Омати-сан превзошла по этому случаю саму себя, и мы впервые за долгое время ели у нее превосходный русский обед. Бутылки водки, украшенные этикетками с двуглавым орлом, неизбежные пирожки, настоящий борщ, синие банки со свежей икрой, поставленные в ледяные глыбы, огромный осетр посередине стола, русская музыка в исполнении хозяйки и гостей – все это создавало такую обстановку, что нам с трудом верилось, что мы в Японии.
Мы с любопытством наблюдали за тем, как держали себя игрушечные японочки. Они все время смеялись, принимали участие в нашем пении, но почти ничего не пили. Они представляли собой странную смесь нежности с невероятной рассудочностью. Их сородичи не только не подвергали их остракизму за связь с иностранцами, но считали их образ жизни одним из видов деятельности, открытым для их пола. Впоследствии они намеревались выйти замуж за японцев, иметь детей и вести самый буржуазный образ жизни. Пока же они были готовы разделить общество веселых иностранных офицеров, конечно, только при условии, чтобы с ними хорошо и с должным уважением обходились. Всякая попытка завести флирт с «женой» какого-нибудь офицера была бы признана нарушением существующих обычаев. Их определенное миросозерцание не носило никаких следов западноевропейского мышления; как все обитатели Востока, они проповедовали моральную непорочность и духовную верность, которые в их глазах ценились гораздо выше физической невинности. Почти никто из европейских или же американских писателей не сумел истолковать эту черту японского рационализма. Разбитое сердце «мадам Баттерфляй» вызвало взрыв хохота в Стране восходящего солнца, потому что ни одна из носительниц кимоно не была настолько глупа, чтобы предполагать, что она могла бы остаться с «мужем» до гробовой доски. Обычно «брачный контракт» заключался с японками на срок от одного до трех лет, в зависимости от того, сколько времени находилось военное судно в водах Японии. К моменту истечения срока подобного контракта появлялся новый офицер, или же, если предыдущий «муж» был в достаточной мере щедр и его «жена» могла сэкономить достаточную сумму денег, она возвращалась обратно в свою семью.
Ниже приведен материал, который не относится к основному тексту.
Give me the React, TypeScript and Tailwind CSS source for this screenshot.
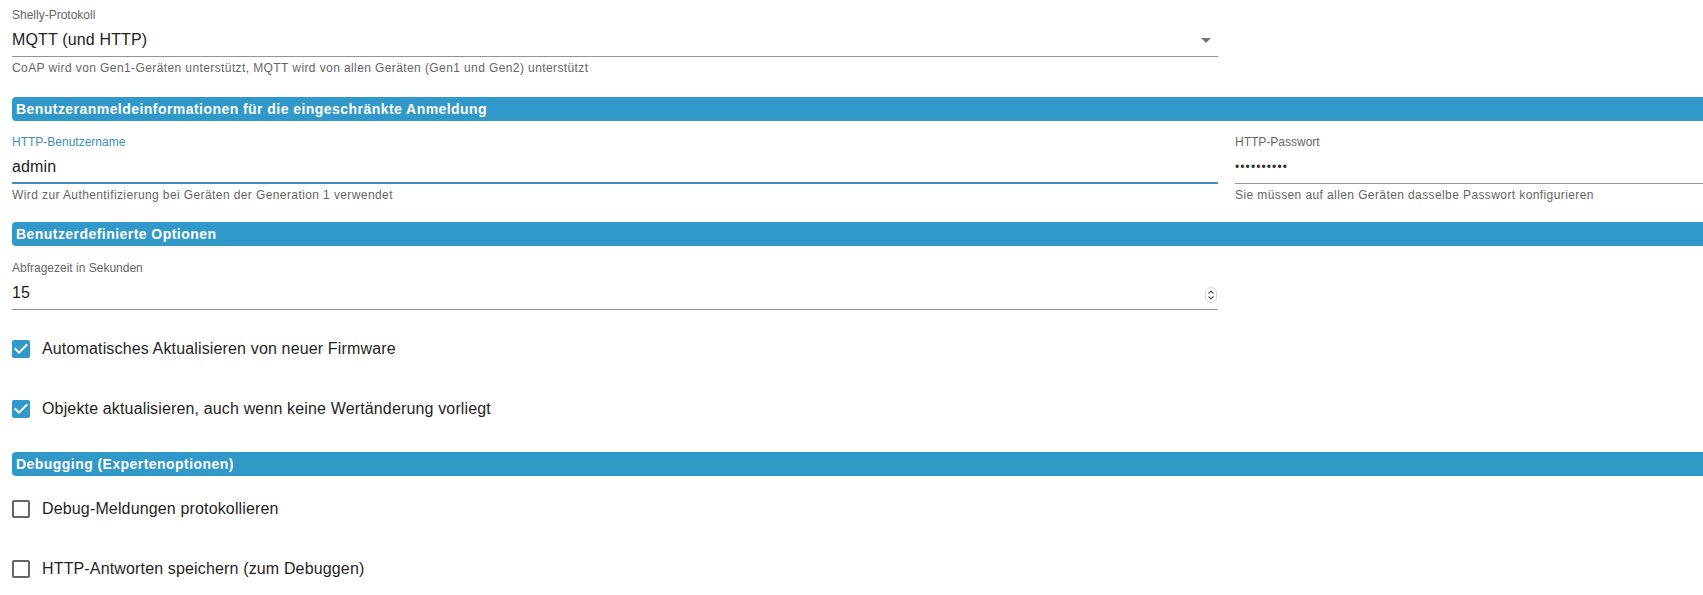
import React from "react";

function Label({ children, focused = false }: { children: React.ReactNode; focused?: boolean }) {
    return (
        <div className={`h-[14px] text-[12px] leading-[14px] ${focused ? "text-[#3b8fc0]" : "text-[#666666]"}`}>
            {children}
        </div>
    );
}

function Helper({ children }: { children: React.ReactNode }) {
    return (
        <div className="mt-[4px] h-[14px] whitespace-nowrap text-[12px] leading-[14px] tracking-[0.4px] text-[#666666]">
            {children}
        </div>
    );
}

function SectionBar({ title, className = "" }: { title: string; className?: string }) {
    return (
        <div className={`flex h-[24px] items-center rounded-l-[4px] bg-[#3198ca] pl-[4px] text-[14px] font-bold tracking-[0.45px] text-white ${className}`}>
            {title}
        </div>
    );
}

function ArrowDropDown() {
    return (
        <svg width="24" height="24" viewBox="0 0 24 24" className="shrink-0">
            <path d="M7 10l5 5 5-5z" fill="#757575" />
        </svg>
    );
}

function SpinButton() {
    return (
        <svg width="12" height="16" viewBox="0 0 12 16" className="mb-[2px] mr-[1px] shrink-0 self-end">
            <rect x="0.5" y="0.5" width="11" height="15" rx="5.5" fill="#ffffff" stroke="#d4d4d4" />
            <polyline points="3.5,6.5 6,4 8.5,6.5" fill="none" stroke="#555555" strokeWidth="1.2" />
            <polyline points="3.5,9.5 6,12 8.5,9.5" fill="none" stroke="#555555" strokeWidth="1.2" />
        </svg>
    );
}

function CheckBox({ checked, label, className = "" }: { checked: boolean; label: string; className?: string }) {
    return (
        <div className={`flex h-[42px] items-center gap-[12px] ${className}`}>
            <svg width="18" height="18" viewBox="3 3 18 18" className="shrink-0">
                {checked ? (
                    <path
                        d="M19 3H5c-1.11 0-2 .9-2 2v14c0 1.1.89 2 2 2h14c1.11 0 2-.9 2-2V5c0-1.1-.89-2-2-2zm-9 14l-5-5 1.41-1.41L10 14.17l7.59-7.59L19 8l-9 9z"
                        fill="#3198ca"
                    />
                ) : (
                    <path
                        d="M19 5v14H5V5h14m0-2H5c-1.1 0-2 .9-2 2v14c0 1.1.9 2 2 2h14c1.1 0 2-.9 2-2V5c0-1.1-.9-2-2-2z"
                        fill="#666666"
                    />
                )}
            </svg>
            <span className="text-[16px] tracking-[0.15px] text-[#1f1f1f]">{label}</span>
        </div>
    );
}

export default function App() {
    return (
        <div className="h-[595px] w-full overflow-hidden bg-white pl-[12px] pt-[8px] font-[family-name:'Liberation_Sans',Arial,sans-serif]">
            {/* Protokoll */}
            <div className="w-[1206px]">
                <Label>Shelly-Protokoll</Label>
                <div className="mt-[6px] border-b border-[#949494] pb-[4px]">
                    <div className="flex h-[24px] items-center justify-between text-[16px] leading-[24px] tracking-[0.15px] text-[#212121]">
                        <span>MQTT (und HTTP)</span>
                        <ArrowDropDown />
                    </div>
                </div>
                <Helper>CoAP wird von Gen1-Geräten unterstützt, MQTT wird von allen Geräten (Gen1 und Gen2) unterstützt</Helper>
            </div>

            <SectionBar className="mt-[22px]" title="Benutzeranmeldeinformationen für die eingeschränkte Anmeldung" />

            <div className="mt-[14px] flex gap-[17px]">
                <div className="w-[1206px] shrink-0">
                    <Label focused>HTTP-Benutzername</Label>
                    <div className="mt-[6px] border-b-2 border-[#3b8fc0] pb-[3px]">
                        <div className="flex h-[24px] items-center text-[16px] leading-[24px] tracking-[0.15px] text-[#212121]">
                            admin
                        </div>
                    </div>
                    <Helper>Wird zur Authentifizierung bei Geräten der Generation 1 verwendet</Helper>
                </div>
                <div className="min-w-0 flex-1">
                    <Label>HTTP-Passwort</Label>
                    <div className="mt-[6px] border-b border-[#949494] pb-[4px]">
                        <div className="h-[24px] text-[12px] leading-[24px] tracking-[1.1px] text-[#333333]">••••••••••</div>
                    </div>
                    <Helper>Sie müssen auf allen Geräten dasselbe Passwort konfigurieren</Helper>
                </div>
            </div>

            <SectionBar className="mt-[20px]" title="Benutzerdefinierte Optionen" />

            <div className="mt-[15px] w-[1206px]">
                <Label>Abfragezeit in Sekunden</Label>
                <div className="mt-[6px] border-b border-[#949494] pb-[4px]">
                    <div className="flex h-[24px] items-center justify-between text-[16px] leading-[24px] tracking-[0.15px] text-[#212121]">
                        <span>15</span>
                        <SpinButton />
                    </div>
                </div>
            </div>

            <CheckBox className="mt-[18px]" checked label="Automatisches Aktualisieren von neuer Firmware" />
            <CheckBox className="mt-[18px]" checked label="Objekte aktualisieren, auch wenn keine Wertänderung vorliegt" />

            <SectionBar className="mt-[22px]" title="Debugging (Expertenoptionen)" />

            <CheckBox className="mt-[12px]" checked={false} label="Debug-Meldungen protokollieren" />
            <CheckBox className="mt-[18px]" checked={false} label="HTTP-Antworten speichern (zum Debuggen)" />
        </div>
    );
}
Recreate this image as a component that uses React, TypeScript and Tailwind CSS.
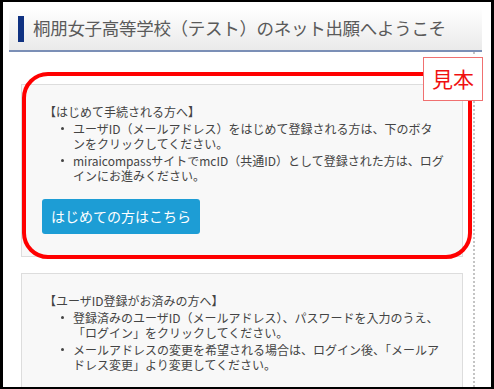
import React from "react";

const jp = "font-['Noto_Sans_CJK_JP','Noto_Sans',sans-serif]";

type Section = {
  title: string;
  items: string[];
  button?: string;
};

const sections: Section[] = [
  {
    title: "【はじめて手続される方へ】",
    items: [
      "ユーザID（メールアドレス）をはじめて登録される方は、下のボタンをクリックしてください。",
      "miraicompassサイトでmcID（共通ID）として登録された方は、ログインにお進みください。",
    ],
    button: "はじめての方はこちら",
  },
  {
    title: "【ユーザID登録がお済みの方へ】",
    items: [
      "登録済みのユーザID（メールアドレス）、パスワードを入力のうえ、「ログイン」をクリックしてください。",
      "メールアドレスの変更を希望される場合は、ログイン後、「メールアドレス変更」より変更してください。",
    ],
  },
];

function Panel({ section }: { section: Section }) {
  return (
    <div className="border border-[#dddddd] bg-[#f8f8f8] pb-[22px] pl-[22px] pr-[18px] pt-[19px]">
      <p className="text-[12px] leading-[16px] text-[#444]">{section.title}</p>
      <ul className="mt-[1px] flex flex-col gap-[2px] pl-[29px] text-[12px] leading-[15px] text-[#444]">
        {section.items.map((t) => (
          <li key={t} className="relative">
            <span className="absolute left-[-12px] top-[6px] h-[3px] w-[3px] rounded-full bg-[#444]" />
            {t}
          </li>
        ))}
      </ul>
      {section.button && (
        <button
          type="button"
          className="ml-[-2px] mt-[16px] h-[35px] w-[158px] rounded-[3px] bg-[#1d9dd5] text-[14px] text-white"
        >
          {section.button}
        </button>
      )}
    </div>
  );
}

export default function App() {
  return (
    <div className={`h-[389px] w-[494px] bg-black pb-[2px] pl-[3px] pr-[3px] pt-[2px] ${jp}`}>
      <div className="relative h-[385px] w-[488px] overflow-hidden bg-white">
        {/* page header */}
        <div className="ml-[6px] mt-[5px] flex h-[45px] w-[473px] items-center border-b-2 border-[#7b8fb6] bg-gradient-to-b from-white to-[#eaeaea]">
          <span className="ml-[9px] h-[26px] w-[6px] bg-[#103282]" />
          <h1 className="ml-[9px] text-[17.5px] tracking-[-0.3px] text-[#5a5a5a]">
            桐朋女子高等学校（テスト）のネット出願へようこそ
          </h1>
        </div>

        {/* content column */}
        <div className="ml-[6px] w-[466px] border-r-2 border-dotted border-[#c4c4c4] pb-4 pl-[12px] pr-[10px] pt-[32px]">
          <div className="flex flex-col gap-[16px]">
            {sections.map((s) => (
              <Panel key={s.title} section={s} />
            ))}
          </div>
        </div>

        {/* sample annotation */}
        <div className="pointer-events-none absolute left-[19px] top-[70px] h-[187px] w-[450px] rounded-[26px] border-4 border-[#ff0000]" />
        <div className="absolute left-[420px] top-[55px] flex h-[44px] w-[60px] items-center justify-center border border-[#f07070] bg-white text-[21px] text-[#f01010]">
          見本
        </div>
      </div>
    </div>
  );
}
Я часто навещал семьи моих «женатых» друзей, и мое положение холостяка становилось явно неудобным. «Жены» не могли понять, почему этот молодой «самурай» – им объяснили, что «самурай» означало по-русски «великий князь» – проводит вечера у чужого очага вместо того, чтобы создать свой собственный уютный дом. И когда я снимал при входе в их картонные домики обувь, чтобы не запачкать на диво вычищенных полов, и входил в одних носках в гостиную, недоверчивая улыбка на ярко накрашенных губах хозяйки встречала меня. «По всей вероятности, этот удивительно высокий самурай хотел испытать верность японских «жен». Или же, быть может, он был слишком скуп, чтобы содержать «жену»! – читалось в их глазах.
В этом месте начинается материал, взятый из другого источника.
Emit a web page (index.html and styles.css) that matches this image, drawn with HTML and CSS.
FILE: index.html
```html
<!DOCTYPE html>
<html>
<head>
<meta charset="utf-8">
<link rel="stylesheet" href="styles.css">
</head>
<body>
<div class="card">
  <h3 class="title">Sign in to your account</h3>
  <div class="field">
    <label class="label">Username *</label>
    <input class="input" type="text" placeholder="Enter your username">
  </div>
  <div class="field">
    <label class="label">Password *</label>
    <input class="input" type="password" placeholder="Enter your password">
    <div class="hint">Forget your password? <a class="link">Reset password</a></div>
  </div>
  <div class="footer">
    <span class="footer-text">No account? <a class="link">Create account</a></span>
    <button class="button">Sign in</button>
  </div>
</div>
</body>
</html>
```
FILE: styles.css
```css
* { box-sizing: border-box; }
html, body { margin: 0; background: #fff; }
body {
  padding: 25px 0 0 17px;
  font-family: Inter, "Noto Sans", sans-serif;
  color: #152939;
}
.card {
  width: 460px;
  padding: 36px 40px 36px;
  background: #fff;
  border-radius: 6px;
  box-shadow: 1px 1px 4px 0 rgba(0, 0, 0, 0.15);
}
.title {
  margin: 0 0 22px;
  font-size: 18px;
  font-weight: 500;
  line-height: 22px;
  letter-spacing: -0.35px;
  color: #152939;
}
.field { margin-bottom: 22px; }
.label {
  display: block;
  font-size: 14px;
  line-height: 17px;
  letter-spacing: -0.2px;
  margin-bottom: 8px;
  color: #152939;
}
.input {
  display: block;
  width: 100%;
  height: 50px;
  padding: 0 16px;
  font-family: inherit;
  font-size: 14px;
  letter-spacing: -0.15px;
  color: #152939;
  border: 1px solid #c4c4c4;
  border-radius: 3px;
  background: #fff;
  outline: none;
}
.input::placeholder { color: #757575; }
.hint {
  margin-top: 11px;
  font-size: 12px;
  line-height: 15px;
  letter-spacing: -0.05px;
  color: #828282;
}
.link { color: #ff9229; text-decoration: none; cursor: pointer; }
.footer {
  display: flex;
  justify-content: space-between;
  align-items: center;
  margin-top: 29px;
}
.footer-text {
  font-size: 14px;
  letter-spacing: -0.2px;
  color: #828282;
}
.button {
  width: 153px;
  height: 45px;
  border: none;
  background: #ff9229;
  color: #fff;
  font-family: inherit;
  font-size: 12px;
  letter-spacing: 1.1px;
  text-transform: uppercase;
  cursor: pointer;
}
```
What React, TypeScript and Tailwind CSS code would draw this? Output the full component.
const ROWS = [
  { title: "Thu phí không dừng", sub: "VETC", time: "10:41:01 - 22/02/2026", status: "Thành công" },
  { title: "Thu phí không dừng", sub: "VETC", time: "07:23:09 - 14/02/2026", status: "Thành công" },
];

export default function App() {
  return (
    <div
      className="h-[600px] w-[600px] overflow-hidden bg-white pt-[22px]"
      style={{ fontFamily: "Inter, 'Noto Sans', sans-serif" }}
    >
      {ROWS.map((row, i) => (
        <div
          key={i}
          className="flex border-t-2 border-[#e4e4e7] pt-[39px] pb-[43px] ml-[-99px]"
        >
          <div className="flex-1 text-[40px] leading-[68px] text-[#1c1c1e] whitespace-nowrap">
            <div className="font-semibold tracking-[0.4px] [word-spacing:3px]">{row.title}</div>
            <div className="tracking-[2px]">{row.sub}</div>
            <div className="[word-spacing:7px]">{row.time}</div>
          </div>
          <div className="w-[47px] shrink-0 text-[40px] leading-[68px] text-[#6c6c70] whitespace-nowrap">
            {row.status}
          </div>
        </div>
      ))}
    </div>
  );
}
Я решил «жениться». Эта новость вызвала сенсацию в деревне Инасса, и были объявлены «смотрины» девицам и дамам, которые желали бы занять роль домоправительницы русского великого «самурая». Смотрины были назначены на определенный день. Напрасно я старался избежать излишней пышности. Однако мои друзья всецело поддержали желание г-жи Омати-сан дать возможность каждой девушке, которая подходила бы к намеченной роли, принять участие в конкурсе. После смотрин должен был состояться торжественный свадебный обед для всех офицеров с шести военных кораблей, стоявших в Нагасаки.